被告山浦は前段認定のような状況のもとに本件手形を原告に裏書譲渡したのである。そして被告山浦と原告が懇意な知人であること、原告と被告会社とはこれまで何等の取引もなく面識もないことは当事者間に争のないところである。そしてまた、証人青木神木(第一回)、被告会社代表者天野平八郎の供述及びこれらの供述によつてその成立を認め得る乙第三号証、証人高岡勝太郎の証言、被告山浦及び原告本人の陳述を綜合すれば、原告は金融業を営んでいる者であるが、本件手形を割引くにあたつて被告会社に振出の有無等を照会したこともなく、また、被告会社の取引銀行で本件手形の支払場所たる株式会社三菱銀行東中野支店に対しても被告会社の支払能力等につき照会した事実もないこと(この点に関する原告本人の陳述は措信できない)、また、原告は被告山浦から本件手形が前記売買残代金の支払のために振出されたものであることを告げられてこれを割引いたものであり、被告山浦は割引依頼の当時本件手形の支払が拒絶されるだろうことを予期していたことが認められ、他にこの認定を左右するに足る資料はない。

一般に金融業者が手形を割引く場合には振出人や取引銀行につき一応の調査をするのが通例であるのに原告はこうした調査を全然していないこと、原告と被告山浦は友人の関係にあつて、被告山浦は本件手形が前記売買残代金の支払のために振出されたものであることを原告に告げて割引を依頼しており、しかも右手形が事故手形として不渡になるべきことを知悉していた事実を考え合せると、原告は事故手形なることを知つて、譲受けたいわゆる悪意の取得者であつて、悪意なればこそ通常なすべき調査手続をとらなかつたものと推認するのが相当であると考える。もつとも、成立に争ない甲第二、第三号証と原告本人及び被告山浦の陳述によれば、原告は被告山浦に対して割引料三〇万円を徴して残金五六〇万円を三〇〇万円と二六〇万円の二口にわけて交付したことが一応認められる。また。被告山浦は右の三〇〇万円は友人である国際文化会館理事長松本重治に貸与したと陳述しているが、この点は証人青木神木の証言(第二回)に徴し多分に疑わしい。金融業者が相当の対価を支払つて手形を割引いた場合には、特別の事情のない限り、一応善意なりしものと推定するのが相当であろうが、本件の場合には前段認定のように特別事情と認めるに足る特殊の事情があり、ことに原告と被告山浦は懇意な友人なのであるから、いつたん交付した金員をその後において如何ように処理するかは挙げて両者の方寸のうちにあるともいえるので、相当な対価の交付があつたからといつて、そのことから直ちに前記悪意の認定を覆すわけにはゆかない。

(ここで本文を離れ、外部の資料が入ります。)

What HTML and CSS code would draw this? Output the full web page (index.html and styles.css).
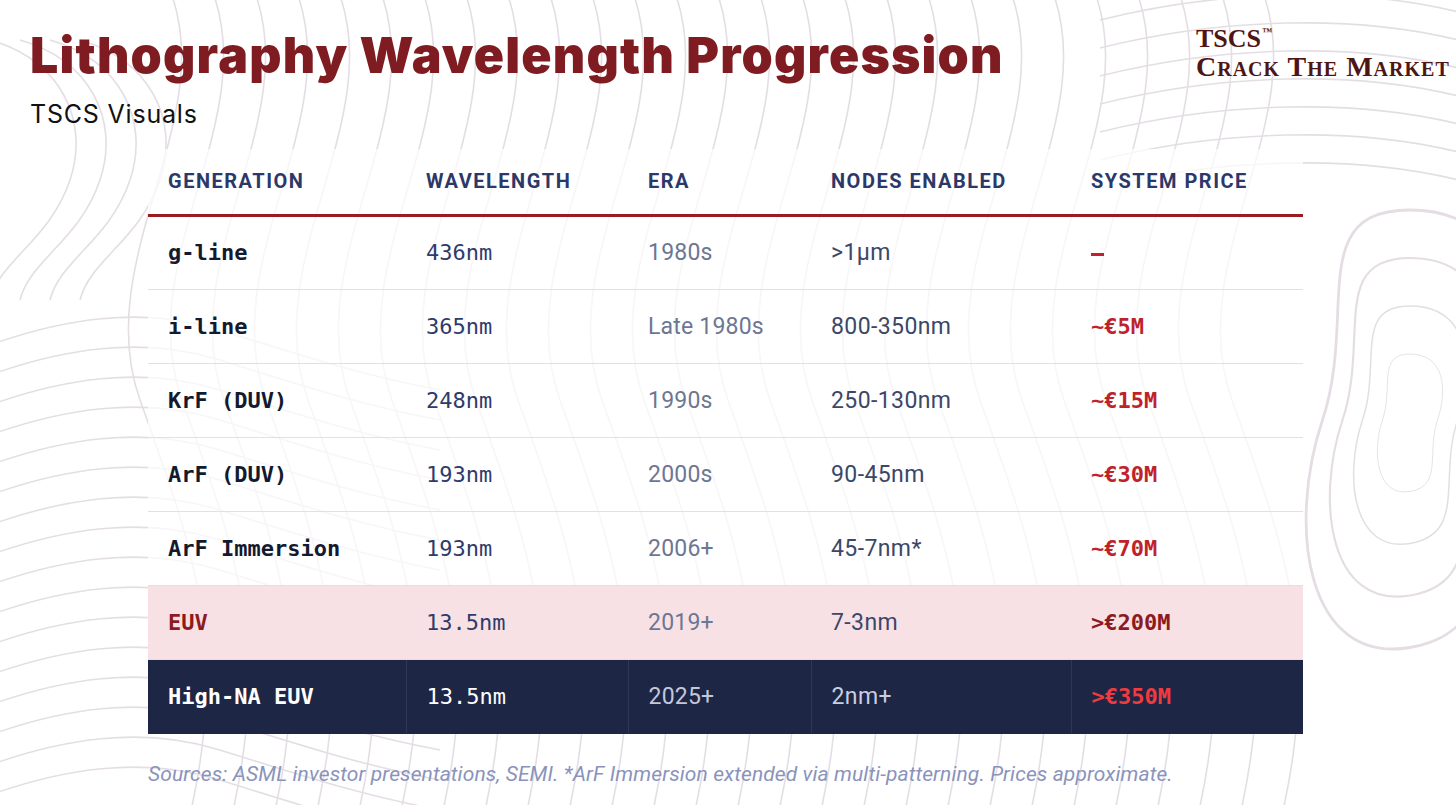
FILE: index.html
```html
<!DOCTYPE html>
<html lang="en">
<head>
<meta charset="utf-8">
<title>Lithography Wavelength Progression</title>
<link rel="stylesheet" href="styles.css">
</head>
<body>
<div class="page">
  <svg class="contours" width="1456" height="805" viewBox="0 0 1456 805" aria-hidden="true">
    <defs>
      <path id="vw" d="M0,-10 C50,120 -80,260 -30,400 C20,540 60,640 20,815"/>
      <path id="hw" d="M-10,0 C60,-25 140,-40 220,-15 C300,10 360,30 440,45"/>
      <path id="tw" d="M1100,20 C1220,-10 1360,-15 1470,15"/>
      <path id="blob" d="M0,-120 C60,-120 70,-60 50,0 C30,60 60,120 0,130 C-60,140 -70,60 -50,0 C-30,-60 -60,-120 0,-120 Z"/>
      <path id="tl" d="M-10,40 C60,60 90,120 70,180 C50,240 0,260 -10,300"/>
    </defs>
    <g class="lines">
      <use href="#vw" x="170"/><use href="#vw" x="212"/><use href="#vw" x="254"/><use href="#vw" x="296"/>
      <use href="#vw" x="338"/><use href="#vw" x="380"/><use href="#vw" x="422"/><use href="#vw" x="464"/>
      <use href="#vw" x="506"/><use href="#vw" x="548"/><use href="#vw" x="590"/><use href="#vw" x="632"/>
      <use href="#vw" x="674"/><use href="#vw" x="716"/><use href="#vw" x="758"/><use href="#vw" x="800"/>
      <use href="#vw" x="842"/><use href="#vw" x="884"/><use href="#vw" x="926"/><use href="#vw" x="968"/>
      <use href="#vw" x="1010"/><use href="#vw" x="1052"/><use href="#vw" x="1094"/><use href="#vw" x="1136"/>
      <use href="#vw" x="1178"/><use href="#vw" x="1220"/><use href="#vw" x="1262"/>
      <use href="#hw" y="345"/><use href="#hw" y="375"/><use href="#hw" y="405"/><use href="#hw" y="435"/>
      <use href="#hw" y="465"/><use href="#hw" y="495"/><use href="#hw" y="525"/><use href="#hw" y="555"/>
      <use href="#hw" y="585"/><use href="#hw" y="615"/><use href="#hw" y="645"/><use href="#hw" y="675"/>
      <use href="#hw" y="705"/><use href="#hw" y="735"/><use href="#hw" y="765"/><use href="#hw" y="795"/>
      <use href="#tw" y="0"/><use href="#tw" y="28"/><use href="#tw" y="56"/><use href="#tw" y="84"/>
      <use href="#tw" y="112"/><use href="#tw" y="140"/><use href="#tw" y="168"/>
      <use href="#tl" x="0"/><use href="#tl" x="30"/><use href="#tl" x="60"/><use href="#tl" x="90"/>
      <use href="#blob" transform="translate(1410,420) scale(0.55)"/>
      <use href="#blob" transform="translate(1410,420) scale(0.95)"/>
      <use href="#blob" transform="translate(1410,420) scale(1.35)"/>
      <use href="#blob" transform="translate(1410,420) scale(1.75)"/>
    </g>
  </svg>

  <div class="content">
    <header class="top">
      <div class="titles">
        <h1 class="title">Lithography Wavelength Progression</h1>
        <p class="subtitle">TSCS Visuals</p>
      </div>
      <div class="logo">
        <div class="logo-mark">TSCS<span class="tm">™</span></div>
        <div class="logo-line">Crack The Market</div>
      </div>
    </header>

    <table class="grid">
      <colgroup>
        <col class="c1"><col class="c2"><col class="c3"><col class="c4"><col class="c5">
      </colgroup>
      <thead>
        <tr>
          <th>Generation</th>
          <th>Wavelength</th>
          <th>Era</th>
          <th>Nodes Enabled</th>
          <th>System Price</th>
        </tr>
      </thead>
      <tbody>
        <tr>
          <td class="gen">g-line</td><td class="wl">436nm</td><td class="era">1980s</td><td class="nodes">&gt;1µm</td><td class="price"><span class="dash"></span></td>
        </tr>
        <tr>
          <td class="gen">i-line</td><td class="wl">365nm</td><td class="era">Late 1980s</td><td class="nodes">800-350nm</td><td class="price">~€5M</td>
        </tr>
        <tr>
          <td class="gen">KrF (DUV)</td><td class="wl">248nm</td><td class="era">1990s</td><td class="nodes">250-130nm</td><td class="price">~€15M</td>
        </tr>
        <tr>
          <td class="gen">ArF (DUV)</td><td class="wl">193nm</td><td class="era">2000s</td><td class="nodes">90-45nm</td><td class="price">~€30M</td>
        </tr>
        <tr>
          <td class="gen">ArF Immersion</td><td class="wl">193nm</td><td class="era">2006+</td><td class="nodes">45-7nm*</td><td class="price">~€70M</td>
        </tr>
        <tr class="euv">
          <td class="gen">EUV</td><td class="wl">13.5nm</td><td class="era">2019+</td><td class="nodes">7-3nm</td><td class="price">&gt;€200M</td>
        </tr>
        <tr class="highna">
          <td class="gen">High-NA EUV</td><td class="wl">13.5nm</td><td class="era">2025+</td><td class="nodes">2nm+</td><td class="price">&gt;€350M</td>
        </tr>
      </tbody>
    </table>

    <p class="sources">Sources: ASML investor presentations, SEMI. *ArF Immersion extended via multi-patterning. Prices approximate.</p>
  </div>
</div>
</body>
</html>
```

FILE: styles.css
```css
* { box-sizing: border-box; }

html, body {
  margin: 0;
  padding: 0;
  background: #ffffff;
}

body {
  font-family: "Roboto", "Noto Sans", sans-serif;
  width: 1456px;
  height: 805px;
  overflow: hidden;
}

.page {
  position: relative;
  width: 1456px;
  height: 805px;
  overflow: hidden;
  background: #ffffff;
}

.contours {
  position: absolute;
  left: 0;
  top: 0;
  z-index: 0;
}

.lines use {
  fill: none;
  stroke: #e4dee4;
  stroke-width: 1.6;
}

.content {
  position: relative;
  z-index: 1;
  display: flex;
  flex-direction: column;
}

.top {
  display: flex;
  justify-content: space-between;
  align-items: flex-start;
  padding: 25px 8px 0 30px;
  height: 149px;
}

.title {
  margin: 0;
  font-family: "Inter", "Noto Sans", sans-serif;
  font-weight: 900;
  font-size: 50px;
  line-height: 60px;
  color: #7e1c21;
  letter-spacing: 1.2px;
}

.subtitle {
  margin: 14px 0 0 0;
  font-family: "Inter", "Noto Sans", sans-serif;
  font-size: 25px;
  line-height: 30px;
  color: #111111;
  letter-spacing: 0.8px;
}

.logo {
  margin-top: -6px;
  font-family: "Liberation Serif", "DejaVu Serif", serif;
  color: #4f1513;
  font-weight: 700;
  width: 252px;
}

.logo-mark {
  font-size: 26px;
  line-height: 26px;
}

.tm {
  font-size: 10px;
  vertical-align: 12px;
  margin-left: 1px;
}

.logo-line {
  font-size: 28px;
  line-height: 30px;
  font-variant: small-caps;
  letter-spacing: 1px;
  white-space: nowrap;
}

.grid {
  margin-left: 148px;
  width: 1155px;
  border-collapse: collapse;
  table-layout: fixed;
  background: rgba(255, 255, 255, 0.72);
}

.c1 { width: 258px; }
.c2 { width: 222px; }
.c3 { width: 183px; }
.c4 { width: 260px; }
.c5 { width: 232px; }

.grid th {
  height: 66px;
  padding: 0 20px;
  text-align: left;
  font-family: "Roboto", "Noto Sans", sans-serif;
  font-weight: 700;
  font-size: 20px;
  letter-spacing: 1.5px;
  text-transform: uppercase;
  color: #2c3868;
  border-bottom: 3px solid #9b1b22;
  vertical-align: middle;
}

.grid td {
  height: 74px;
  padding: 0 20px;
  border-bottom: 1px solid #e0e0ec;
  vertical-align: middle;
  white-space: nowrap;
}

.gen {
  font-family: "DejaVu Sans Mono", "Liberation Mono", monospace;
  font-weight: 700;
  font-size: 22px;
  color: #141a2e;
}

.wl {
  font-family: "DejaVu Sans Mono", "Liberation Mono", monospace;
  font-size: 22px;
  color: #2f3b6b;
}

.era {
  font-family: "Roboto", "Noto Sans", sans-serif;
  font-size: 23px;
  letter-spacing: 0.2px;
  color: #6c7794;
}

.nodes {
  font-family: "Roboto", "Noto Sans", sans-serif;
  font-size: 23px;
  letter-spacing: 0.4px;
  color: #3c4768;
}

.price {
  font-family: "DejaVu Sans Mono", "Liberation Mono", monospace;
  font-weight: 700;
  font-size: 22px;
  color: #c0222c;
}

.dash {
  display: inline-block;
  width: 13px;
  height: 3px;
  background: #c0222c;
  vertical-align: middle;
}

.euv td {
  background: #f7e1e5;
}

.euv .gen { color: #8c1a1f; }
.euv .price { color: #8c1a1f; }

.highna td {
  background: #1e2645;
  border-bottom: 1px solid #1e2645;
  border-left: 1px solid #2e3757;
}

.highna td:first-child { border-left: none; }

.highna .gen { color: #ffffff; }
.highna .wl { color: #ffffff; }
.highna .era { color: #c2c8dc; }
.highna .nodes { color: #c9cee0; }
.highna .price { color: #ef3b40; }

.sources {
  margin: 28px 0 0 148px;
  font-family: "Roboto", "Noto Sans", sans-serif;
  font-style: italic;
  font-size: 21px;
  letter-spacing: 0.1px;
  color: #8a93bb;
}
```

右に判示したところからして、当裁判所は被告会社のいわゆる悪意の抗弁はその理由があるものと判断する。

(被告山浦に対する請求について)

被告山浦は原告主張の請求原因事実をすべて認めているので、原告に対して本件手形金五九〇万円及びこれに対する呈示の日の翌日たる昭和三二年一一月一九日から支払済まで年六分の割合による法定利息を支払う義務がある。

右の次第であるから、原告の被告会社に対する請求はこれを棄却し、被告山浦に対する請求はこれを認容し、訴訟費用の負担につき民事訴訟法九二条、九三条一項を適用して主文のとおり判決する。